Increase in Number of Motor Vehicles
The human population is exponentially increasing over the last hundred years. That most enormous number of people require transportation to move from place to place. However, with every passing day, the number of vehicles on roads increases. A documentary named "Under the dome" reported that people in China do not walk even the distance of a Block's length. They prefer to use their cars. Just imagine the population of the world and their transportation patterns. Obviously, transportation will create a massive impact on the carbon dioxide concentration of the atmosphere and ocean.
Transportation is the largest source of air emissions. Especially the fuel used in vehicles releases carbon dioxide and other pollutants in the air. It results in an increasing concentration of carbon dioxide.


Land Use Change

Before the rise of the human population, mainly the land was wild - covered with forests. But agricultural and industrial eras changed land usage. The wild area has been converted into agricultural land, or industries are installed there. The remaining land is used by humans for their living. So, the natural land cover is totally altered within a century and a half.
Now, what happened with land-use change? How does it cause ocean acidification? Well, the answer is pretty simple. Forests are considered as lungs of nature. How nature can survive and perform well when the vital organ is being destroyed?
Agriculture and industrial activities release potent greenhouse gases, especially carbon dioxide, into the atmosphere. So, the individual human practices for food and comfort affect the whole ecosystem.
Effects of Ocean Acidification
Calcium carbonate is the building block of sea animals. It is the building block for shells and skeletons of life in seawater. The concentration of calcium carbonate is high in areas where life is present in water. Thus, more calcium for calcifying organisms to sustain life. Nevertheless, with the increasing concentration of carbon dioxide, oceans absorb more fraction of it and make the water undersaturated with life-sustaining calcium carbonate. This affects the ability of organisms to produce and maintain their shells.
Since the industrialization era, the pH of the ocean surface has fallen by 0.1. Although it looks like a small change, the pH scale is logarithmic. A figure of 0.1 represents a 30 percent increase in acidity. If the emission scenario remains the same, acidity near the ocean surface will be 150 percent higher at the end of this century. Oceans haven't experienced this pH level in the previous 20 million years.
Impact on Biological life
A disaster for one organism could be an opportunity for other organisms. Algae and seagrass benefit from increasing carbon dioxide concentration as it helps them carry out photosynthesis. On the other hand, a decrease in the concentration of calcium carbonate due to acidification has a dramatic effect on calcifying organisms. It may alter the whole ecosystem. Humans will definitely be affected by this because a large population depends on seafood. Change in the aquatic ecosystem might cause food security.
Low pH reduces the ability of coral reefs to produce their skeleton. Another study has shown that anthropogenic carbon dioxide is causing under saturation in aragonite.

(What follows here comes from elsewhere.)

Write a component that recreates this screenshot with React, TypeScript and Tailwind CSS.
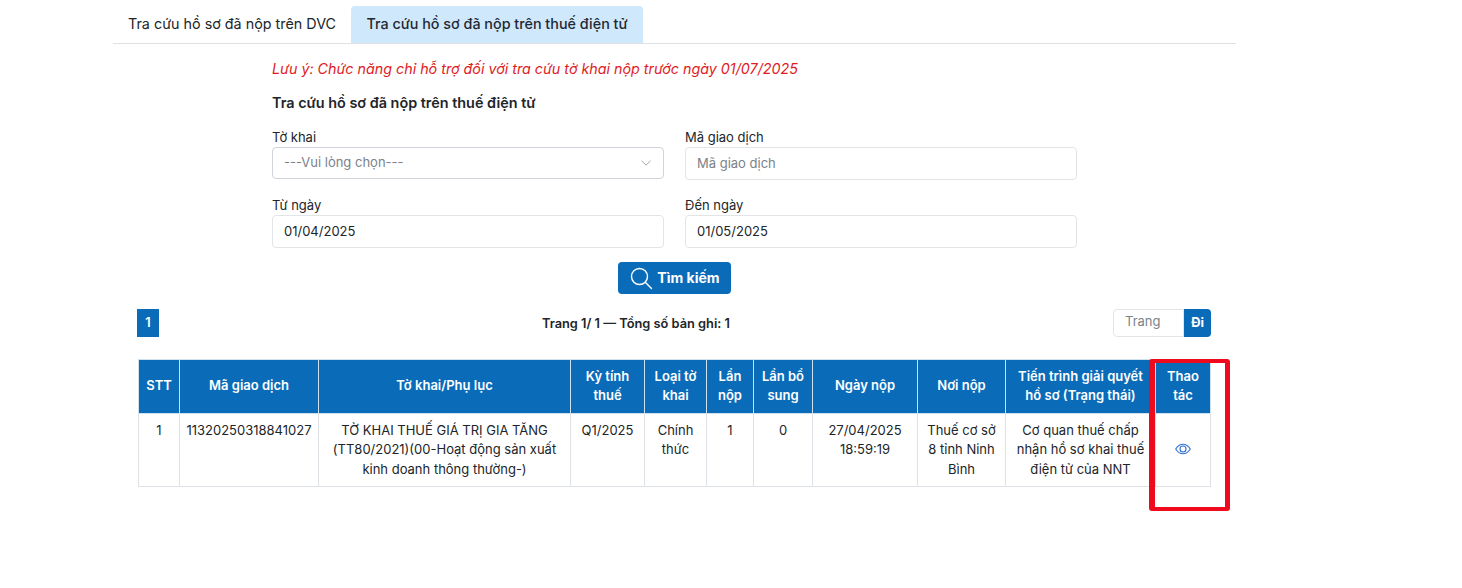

Since ocean acidification is linked with human activities, a change in human habits and practices could be effective to reduce its disastrous impacts. Move to a sustainable lifestyle such as use of renewables and chose cycling or walk in place of vehicles can make a significant difference.

Every human activity has an impact on its environment. A rise in human population and intensive industrial practices increase the emissions in air. Since ocean absorb the pollutants from air, its pH reduce that makes the aquatic ecosystem at risk. We, humans can opt alternative options which are more sustainable to minimize the ill-effects of ocean acidification.